▸ MATERIAL
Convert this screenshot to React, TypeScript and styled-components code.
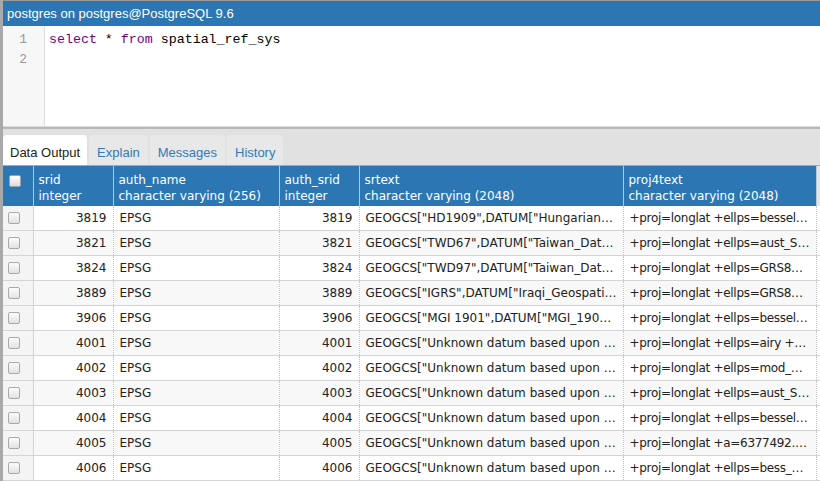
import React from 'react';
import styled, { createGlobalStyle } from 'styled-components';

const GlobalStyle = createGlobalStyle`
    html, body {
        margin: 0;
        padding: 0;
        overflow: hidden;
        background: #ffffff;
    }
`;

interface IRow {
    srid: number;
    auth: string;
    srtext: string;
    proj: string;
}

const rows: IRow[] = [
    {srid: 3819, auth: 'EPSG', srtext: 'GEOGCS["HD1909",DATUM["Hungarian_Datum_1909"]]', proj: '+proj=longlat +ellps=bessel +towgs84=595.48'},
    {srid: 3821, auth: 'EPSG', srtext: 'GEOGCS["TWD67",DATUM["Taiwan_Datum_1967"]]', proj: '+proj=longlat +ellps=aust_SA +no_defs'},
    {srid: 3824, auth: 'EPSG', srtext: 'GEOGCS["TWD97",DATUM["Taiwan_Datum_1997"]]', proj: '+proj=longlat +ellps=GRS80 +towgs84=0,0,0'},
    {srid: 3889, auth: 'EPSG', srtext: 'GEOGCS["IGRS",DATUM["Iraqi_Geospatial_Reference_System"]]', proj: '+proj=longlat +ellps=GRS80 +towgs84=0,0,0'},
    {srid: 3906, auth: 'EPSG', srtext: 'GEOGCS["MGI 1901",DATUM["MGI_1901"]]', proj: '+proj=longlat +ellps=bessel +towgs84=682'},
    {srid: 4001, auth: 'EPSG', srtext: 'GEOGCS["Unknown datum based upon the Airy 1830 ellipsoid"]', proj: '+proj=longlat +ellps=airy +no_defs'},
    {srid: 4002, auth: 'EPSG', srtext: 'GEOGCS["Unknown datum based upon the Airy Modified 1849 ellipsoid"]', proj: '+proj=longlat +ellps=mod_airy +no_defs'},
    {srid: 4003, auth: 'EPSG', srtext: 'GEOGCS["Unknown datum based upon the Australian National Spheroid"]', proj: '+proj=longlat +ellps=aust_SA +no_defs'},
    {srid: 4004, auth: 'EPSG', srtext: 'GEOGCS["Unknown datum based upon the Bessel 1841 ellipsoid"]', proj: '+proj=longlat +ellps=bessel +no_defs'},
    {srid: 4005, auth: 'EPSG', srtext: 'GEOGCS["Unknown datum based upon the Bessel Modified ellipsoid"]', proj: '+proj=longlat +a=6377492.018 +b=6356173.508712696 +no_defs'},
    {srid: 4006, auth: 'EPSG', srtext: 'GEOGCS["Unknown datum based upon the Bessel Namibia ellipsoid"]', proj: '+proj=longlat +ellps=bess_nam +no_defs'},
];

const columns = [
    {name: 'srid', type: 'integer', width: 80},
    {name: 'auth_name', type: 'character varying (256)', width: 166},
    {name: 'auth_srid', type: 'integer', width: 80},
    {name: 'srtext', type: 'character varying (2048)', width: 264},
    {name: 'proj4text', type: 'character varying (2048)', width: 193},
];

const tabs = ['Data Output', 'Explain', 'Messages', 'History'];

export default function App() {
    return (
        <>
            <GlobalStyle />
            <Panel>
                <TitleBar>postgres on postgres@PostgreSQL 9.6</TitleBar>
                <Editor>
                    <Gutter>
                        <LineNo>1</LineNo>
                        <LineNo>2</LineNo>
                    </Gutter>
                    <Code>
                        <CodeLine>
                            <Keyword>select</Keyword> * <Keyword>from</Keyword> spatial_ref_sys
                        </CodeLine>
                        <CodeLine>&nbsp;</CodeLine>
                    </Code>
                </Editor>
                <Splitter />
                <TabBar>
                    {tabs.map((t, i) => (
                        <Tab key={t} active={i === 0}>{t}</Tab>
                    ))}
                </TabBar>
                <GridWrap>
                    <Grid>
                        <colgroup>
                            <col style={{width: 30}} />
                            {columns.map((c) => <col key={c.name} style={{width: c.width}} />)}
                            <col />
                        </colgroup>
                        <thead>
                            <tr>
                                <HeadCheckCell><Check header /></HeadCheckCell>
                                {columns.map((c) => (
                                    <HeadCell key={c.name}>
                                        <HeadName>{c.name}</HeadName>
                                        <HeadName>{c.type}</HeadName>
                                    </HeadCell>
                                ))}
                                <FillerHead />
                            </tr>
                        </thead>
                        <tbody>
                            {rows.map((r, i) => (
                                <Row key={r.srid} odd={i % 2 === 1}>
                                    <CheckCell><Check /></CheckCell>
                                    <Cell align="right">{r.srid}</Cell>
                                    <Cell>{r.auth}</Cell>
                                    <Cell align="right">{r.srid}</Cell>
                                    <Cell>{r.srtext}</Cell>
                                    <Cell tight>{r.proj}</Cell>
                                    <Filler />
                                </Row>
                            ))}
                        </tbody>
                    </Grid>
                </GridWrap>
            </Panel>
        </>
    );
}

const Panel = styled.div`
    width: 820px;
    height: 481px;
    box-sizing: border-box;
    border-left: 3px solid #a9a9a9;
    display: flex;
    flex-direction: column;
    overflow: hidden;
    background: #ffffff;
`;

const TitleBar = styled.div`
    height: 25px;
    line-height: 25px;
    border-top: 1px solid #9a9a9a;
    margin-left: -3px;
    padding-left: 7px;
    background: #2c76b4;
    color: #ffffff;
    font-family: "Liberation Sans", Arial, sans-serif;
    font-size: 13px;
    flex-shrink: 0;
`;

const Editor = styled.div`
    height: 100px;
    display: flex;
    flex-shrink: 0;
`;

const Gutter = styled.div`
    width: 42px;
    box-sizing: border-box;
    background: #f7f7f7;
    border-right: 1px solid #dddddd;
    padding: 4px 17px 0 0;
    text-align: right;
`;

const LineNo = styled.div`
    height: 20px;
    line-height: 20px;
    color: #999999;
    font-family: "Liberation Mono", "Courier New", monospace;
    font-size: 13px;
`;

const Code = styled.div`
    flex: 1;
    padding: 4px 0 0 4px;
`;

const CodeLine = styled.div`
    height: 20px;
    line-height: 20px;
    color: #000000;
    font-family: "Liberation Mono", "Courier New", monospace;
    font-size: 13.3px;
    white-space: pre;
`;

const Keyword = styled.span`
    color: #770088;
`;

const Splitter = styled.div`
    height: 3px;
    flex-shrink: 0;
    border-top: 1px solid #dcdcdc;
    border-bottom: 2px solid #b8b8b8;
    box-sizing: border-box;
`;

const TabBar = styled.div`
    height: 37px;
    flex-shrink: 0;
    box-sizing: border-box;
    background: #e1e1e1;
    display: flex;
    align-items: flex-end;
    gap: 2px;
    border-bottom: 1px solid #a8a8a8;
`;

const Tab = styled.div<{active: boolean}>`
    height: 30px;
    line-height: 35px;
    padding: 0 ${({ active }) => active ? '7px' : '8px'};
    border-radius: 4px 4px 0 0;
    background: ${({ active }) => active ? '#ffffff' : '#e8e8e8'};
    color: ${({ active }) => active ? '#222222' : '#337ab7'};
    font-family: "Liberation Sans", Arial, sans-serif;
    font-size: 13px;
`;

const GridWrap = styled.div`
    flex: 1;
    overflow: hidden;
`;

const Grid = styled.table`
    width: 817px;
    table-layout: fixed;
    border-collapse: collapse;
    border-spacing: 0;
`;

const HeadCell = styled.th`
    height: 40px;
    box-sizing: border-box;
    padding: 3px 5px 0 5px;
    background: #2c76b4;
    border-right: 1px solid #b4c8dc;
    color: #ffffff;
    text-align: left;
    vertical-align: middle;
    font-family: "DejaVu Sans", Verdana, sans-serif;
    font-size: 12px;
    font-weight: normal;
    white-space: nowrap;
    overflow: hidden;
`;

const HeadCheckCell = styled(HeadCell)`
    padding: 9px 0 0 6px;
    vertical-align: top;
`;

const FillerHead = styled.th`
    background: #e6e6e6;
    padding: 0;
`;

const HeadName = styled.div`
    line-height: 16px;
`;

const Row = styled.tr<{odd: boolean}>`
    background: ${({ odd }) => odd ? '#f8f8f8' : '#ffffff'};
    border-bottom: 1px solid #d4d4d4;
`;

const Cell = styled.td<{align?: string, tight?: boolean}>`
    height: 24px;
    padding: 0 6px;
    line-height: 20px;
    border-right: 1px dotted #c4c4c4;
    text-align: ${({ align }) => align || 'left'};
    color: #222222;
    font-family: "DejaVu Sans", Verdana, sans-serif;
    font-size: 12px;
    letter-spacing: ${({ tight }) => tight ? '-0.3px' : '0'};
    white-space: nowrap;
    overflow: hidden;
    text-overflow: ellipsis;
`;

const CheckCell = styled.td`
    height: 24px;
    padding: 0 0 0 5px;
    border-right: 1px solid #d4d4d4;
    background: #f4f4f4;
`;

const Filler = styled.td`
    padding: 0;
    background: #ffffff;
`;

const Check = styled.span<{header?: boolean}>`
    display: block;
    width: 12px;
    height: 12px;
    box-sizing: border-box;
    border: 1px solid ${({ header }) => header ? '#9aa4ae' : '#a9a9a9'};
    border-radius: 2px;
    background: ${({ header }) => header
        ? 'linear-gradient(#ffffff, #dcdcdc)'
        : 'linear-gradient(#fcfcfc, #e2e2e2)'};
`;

▸ TASK OBJECTIVE
Using the listing above, pull out all lines that hold the word "components".

▸ SOLUTION FOR THIS EXERCISE
Convert this screenshot to React, TypeScript and styled-components code.
import styled, { createGlobalStyle } from 'styled-components';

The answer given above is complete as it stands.